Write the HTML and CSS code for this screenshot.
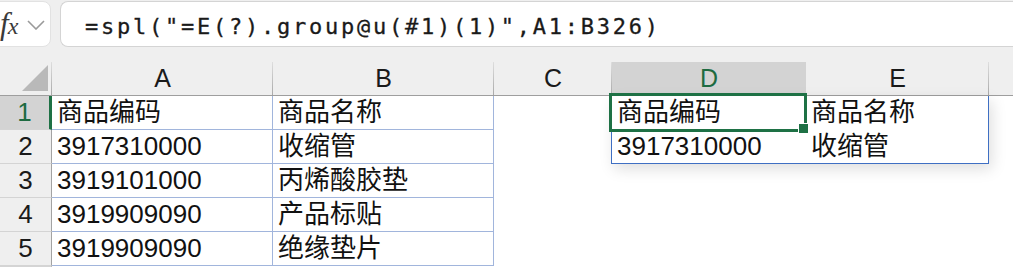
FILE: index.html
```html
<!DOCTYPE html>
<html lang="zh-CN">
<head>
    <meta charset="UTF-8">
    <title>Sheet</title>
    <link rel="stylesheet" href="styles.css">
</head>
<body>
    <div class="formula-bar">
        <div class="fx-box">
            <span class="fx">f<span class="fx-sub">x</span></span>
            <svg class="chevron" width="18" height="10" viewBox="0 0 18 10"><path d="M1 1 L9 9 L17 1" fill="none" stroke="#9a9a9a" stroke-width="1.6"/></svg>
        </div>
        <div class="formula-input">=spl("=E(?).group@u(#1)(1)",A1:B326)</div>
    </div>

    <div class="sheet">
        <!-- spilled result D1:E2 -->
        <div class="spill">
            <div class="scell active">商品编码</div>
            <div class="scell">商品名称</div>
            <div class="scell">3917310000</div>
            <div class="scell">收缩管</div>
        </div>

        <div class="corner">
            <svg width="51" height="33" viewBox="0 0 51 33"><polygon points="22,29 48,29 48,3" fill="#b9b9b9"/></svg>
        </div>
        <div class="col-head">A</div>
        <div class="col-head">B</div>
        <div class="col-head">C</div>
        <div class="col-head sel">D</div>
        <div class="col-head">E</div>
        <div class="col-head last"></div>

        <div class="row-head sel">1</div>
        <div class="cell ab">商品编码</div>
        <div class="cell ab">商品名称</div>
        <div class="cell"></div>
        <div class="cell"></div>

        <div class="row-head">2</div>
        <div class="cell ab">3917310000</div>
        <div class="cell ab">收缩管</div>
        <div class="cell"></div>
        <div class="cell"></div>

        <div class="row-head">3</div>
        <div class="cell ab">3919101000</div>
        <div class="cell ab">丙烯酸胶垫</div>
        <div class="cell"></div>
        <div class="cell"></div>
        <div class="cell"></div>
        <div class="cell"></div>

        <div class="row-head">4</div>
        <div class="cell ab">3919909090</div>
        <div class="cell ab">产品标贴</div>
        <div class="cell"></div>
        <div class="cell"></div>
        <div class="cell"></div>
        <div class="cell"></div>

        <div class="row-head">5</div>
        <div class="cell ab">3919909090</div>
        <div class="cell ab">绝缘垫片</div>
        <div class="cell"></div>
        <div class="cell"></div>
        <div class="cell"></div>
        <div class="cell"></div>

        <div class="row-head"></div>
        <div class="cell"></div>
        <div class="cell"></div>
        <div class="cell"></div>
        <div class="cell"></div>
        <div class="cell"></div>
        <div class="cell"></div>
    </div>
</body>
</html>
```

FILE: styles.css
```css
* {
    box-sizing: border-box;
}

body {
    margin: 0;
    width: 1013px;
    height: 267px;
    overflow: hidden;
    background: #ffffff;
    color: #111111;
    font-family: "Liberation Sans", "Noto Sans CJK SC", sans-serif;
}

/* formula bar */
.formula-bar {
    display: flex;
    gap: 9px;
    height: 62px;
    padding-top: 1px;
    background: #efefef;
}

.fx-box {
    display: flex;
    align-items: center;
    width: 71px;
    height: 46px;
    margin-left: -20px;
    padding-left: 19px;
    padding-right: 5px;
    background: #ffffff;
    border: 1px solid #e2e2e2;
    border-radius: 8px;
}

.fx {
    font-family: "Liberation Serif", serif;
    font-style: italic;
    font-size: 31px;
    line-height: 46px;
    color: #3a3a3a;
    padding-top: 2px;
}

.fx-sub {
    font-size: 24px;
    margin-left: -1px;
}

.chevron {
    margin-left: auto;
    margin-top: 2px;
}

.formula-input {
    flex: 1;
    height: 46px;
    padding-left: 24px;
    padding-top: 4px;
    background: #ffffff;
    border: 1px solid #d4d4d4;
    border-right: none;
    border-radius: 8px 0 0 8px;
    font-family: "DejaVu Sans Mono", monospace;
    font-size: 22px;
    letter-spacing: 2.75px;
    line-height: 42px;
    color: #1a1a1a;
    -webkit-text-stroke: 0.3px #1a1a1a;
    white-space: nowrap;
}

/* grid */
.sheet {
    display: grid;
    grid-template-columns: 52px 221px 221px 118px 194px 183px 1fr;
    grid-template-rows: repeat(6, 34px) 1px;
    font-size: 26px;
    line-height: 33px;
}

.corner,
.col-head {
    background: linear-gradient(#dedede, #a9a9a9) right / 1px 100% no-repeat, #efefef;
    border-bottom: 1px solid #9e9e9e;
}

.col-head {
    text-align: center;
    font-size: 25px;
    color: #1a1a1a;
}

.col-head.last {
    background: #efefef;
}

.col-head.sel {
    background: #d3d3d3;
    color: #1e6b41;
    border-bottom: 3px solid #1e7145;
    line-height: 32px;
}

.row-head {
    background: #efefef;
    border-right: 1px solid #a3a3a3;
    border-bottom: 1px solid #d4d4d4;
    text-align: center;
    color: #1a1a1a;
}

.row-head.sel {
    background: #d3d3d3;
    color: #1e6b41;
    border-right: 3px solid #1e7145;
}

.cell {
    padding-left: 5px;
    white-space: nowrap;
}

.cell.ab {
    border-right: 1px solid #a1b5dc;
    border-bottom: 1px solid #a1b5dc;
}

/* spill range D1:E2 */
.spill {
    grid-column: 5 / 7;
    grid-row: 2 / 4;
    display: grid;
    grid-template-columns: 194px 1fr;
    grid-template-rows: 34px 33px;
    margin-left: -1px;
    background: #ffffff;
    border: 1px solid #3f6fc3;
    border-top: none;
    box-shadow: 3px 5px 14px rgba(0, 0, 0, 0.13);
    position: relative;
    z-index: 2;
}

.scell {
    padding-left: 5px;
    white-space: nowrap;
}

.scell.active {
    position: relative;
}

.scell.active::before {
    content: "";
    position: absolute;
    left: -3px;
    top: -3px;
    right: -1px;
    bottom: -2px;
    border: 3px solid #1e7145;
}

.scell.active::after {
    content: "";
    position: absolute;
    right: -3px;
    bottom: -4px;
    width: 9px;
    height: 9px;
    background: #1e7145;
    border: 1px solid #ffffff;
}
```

* * * *

TASK PROMPT: Please write out all the data again word for word, but not the pictures.

EXPECTED OUTPUT:
Write the HTML and CSS code for this screenshot.
FILE: index.html
```html
<!DOCTYPE html>
<html lang="zh-CN">
<head>
    <meta charset="UTF-8">
    <title>Sheet</title>
    <link rel="stylesheet" href="styles.css">
</head>
<body>
    <div class="formula-bar">
        <div class="fx-box">
            <span class="fx">f<span class="fx-sub">x</span></span>
            <svg class="chevron" width="18" height="10" viewBox="0 0 18 10"><path d="M1 1 L9 9 L17 1" fill="none" stroke="#9a9a9a" stroke-width="1.6"/></svg>
        </div>
        <div class="formula-input">=spl("=E(?).group@u(#1)(1)",A1:B326)</div>
    </div>

    <div class="sheet">
        <!-- spilled result D1:E2 -->
        <div class="spill">
            <div class="scell active">商品编码</div>
            <div class="scell">商品名称</div>
            <div class="scell">3917310000</div>
            <div class="scell">收缩管</div>
        </div>

        <div class="corner">
            <svg width="51" height="33" viewBox="0 0 51 33"><polygon points="22,29 48,29 48,3" fill="#b9b9b9"/></svg>
        </div>
        <div class="col-head">A</div>
        <div class="col-head">B</div>
        <div class="col-head">C</div>
        <div class="col-head sel">D</div>
        <div class="col-head">E</div>
        <div class="col-head last"></div>

        <div class="row-head sel">1</div>
        <div class="cell ab">商品编码</div>
        <div class="cell ab">商品名称</div>
        <div class="cell"></div>
        <div class="cell"></div>

        <div class="row-head">2</div>
        <div class="cell ab">3917310000</div>
        <div class="cell ab">收缩管</div>
        <div class="cell"></div>
        <div class="cell"></div>

        <div class="row-head">3</div>
        <div class="cell ab">3919101000</div>
        <div class="cell ab">丙烯酸胶垫</div>
        <div class="cell"></div>
        <div class="cell"></div>
        <div class="cell"></div>
        <div class="cell"></div>

        <div class="row-head">4</div>
        <div class="cell ab">3919909090</div>
        <div class="cell ab">产品标贴</div>
        <div class="cell"></div>
        <div class="cell"></div>
        <div class="cell"></div>
        <div class="cell"></div>

        <div class="row-head">5</div>
        <div class="cell ab">3919909090</div>
        <div class="cell ab">绝缘垫片</div>
        <div class="cell"></div>
        <div class="cell"></div>
        <div class="cell"></div>
        <div class="cell"></div>

        <div class="row-head"></div>
        <div class="cell"></div>
        <div class="cell"></div>
        <div class="cell"></div>
        <div class="cell"></div>
        <div class="cell"></div>
        <div class="cell"></div>
    </div>
</body>
</html>
```

FILE: styles.css
```css
* {
    box-sizing: border-box;
}

body {
    margin: 0;
    width: 1013px;
    height: 267px;
    overflow: hidden;
    background: #ffffff;
    color: #111111;
    font-family: "Liberation Sans", "Noto Sans CJK SC", sans-serif;
}

/* formula bar */
.formula-bar {
    display: flex;
    gap: 9px;
    height: 62px;
    padding-top: 1px;
    background: #efefef;
}

.fx-box {
    display: flex;
    align-items: center;
    width: 71px;
    height: 46px;
    margin-left: -20px;
    padding-left: 19px;
    padding-right: 5px;
    background: #ffffff;
    border: 1px solid #e2e2e2;
    border-radius: 8px;
}

.fx {
    font-family: "Liberation Serif", serif;
    font-style: italic;
    font-size: 31px;
    line-height: 46px;
    color: #3a3a3a;
    padding-top: 2px;
}

.fx-sub {
    font-size: 24px;
    margin-left: -1px;
}

.chevron {
    margin-left: auto;
    margin-top: 2px;
}

.formula-input {
    flex: 1;
    height: 46px;
    padding-left: 24px;
    padding-top: 4px;
    background: #ffffff;
    border: 1px solid #d4d4d4;
    border-right: none;
    border-radius: 8px 0 0 8px;
    font-family: "DejaVu Sans Mono", monospace;
    font-size: 22px;
    letter-spacing: 2.75px;
    line-height: 42px;
    color: #1a1a1a;
    -webkit-text-stroke: 0.3px #1a1a1a;
    white-space: nowrap;
}

/* grid */
.sheet {
    display: grid;
    grid-template-columns: 52px 221px 221px 118px 194px 183px 1fr;
    grid-template-rows: repeat(6, 34px) 1px;
    font-size: 26px;
    line-height: 33px;
}

.corner,
.col-head {
    background: linear-gradient(#dedede, #a9a9a9) right / 1px 100% no-repeat, #efefef;
    border-bottom: 1px solid #9e9e9e;
}

.col-head {
    text-align: center;
    font-size: 25px;
    color: #1a1a1a;
}

.col-head.last {
    background: #efefef;
}

.col-head.sel {
    background: #d3d3d3;
    color: #1e6b41;
    border-bottom: 3px solid #1e7145;
    line-height: 32px;
}

.row-head {
    background: #efefef;
    border-right: 1px solid #a3a3a3;
    border-bottom: 1px solid #d4d4d4;
    text-align: center;
    color: #1a1a1a;
}

.row-head.sel {
    background: #d3d3d3;
    color: #1e6b41;
    border-right: 3px solid #1e7145;
}

.cell {
    padding-left: 5px;
    white-space: nowrap;
}

.cell.ab {
    border-right: 1px solid #a1b5dc;
    border-bottom: 1px solid #a1b5dc;
}

/* spill range D1:E2 */
.spill {
    grid-column: 5 / 7;
    grid-row: 2 / 4;
    display: grid;
    grid-template-columns: 194px 1fr;
    grid-template-rows: 34px 33px;
    margin-left: -1px;
    background: #ffffff;
    border: 1px solid #3f6fc3;
    border-top: none;
    box-shadow: 3px 5px 14px rgba(0, 0, 0, 0.13);
    position: relative;
    z-index: 2;
}

.scell {
    padding-left: 5px;
    white-space: nowrap;
}

.scell.active {
    position: relative;
}

.scell.active::before {
    content: "";
    position: absolute;
    left: -3px;
    top: -3px;
    right: -1px;
    bottom: -2px;
    border: 3px solid #1e7145;
}

.scell.active::after {
    content: "";
    position: absolute;
    right: -3px;
    bottom: -4px;
    width: 9px;
    height: 9px;
    background: #1e7145;
    border: 1px solid #ffffff;
}
```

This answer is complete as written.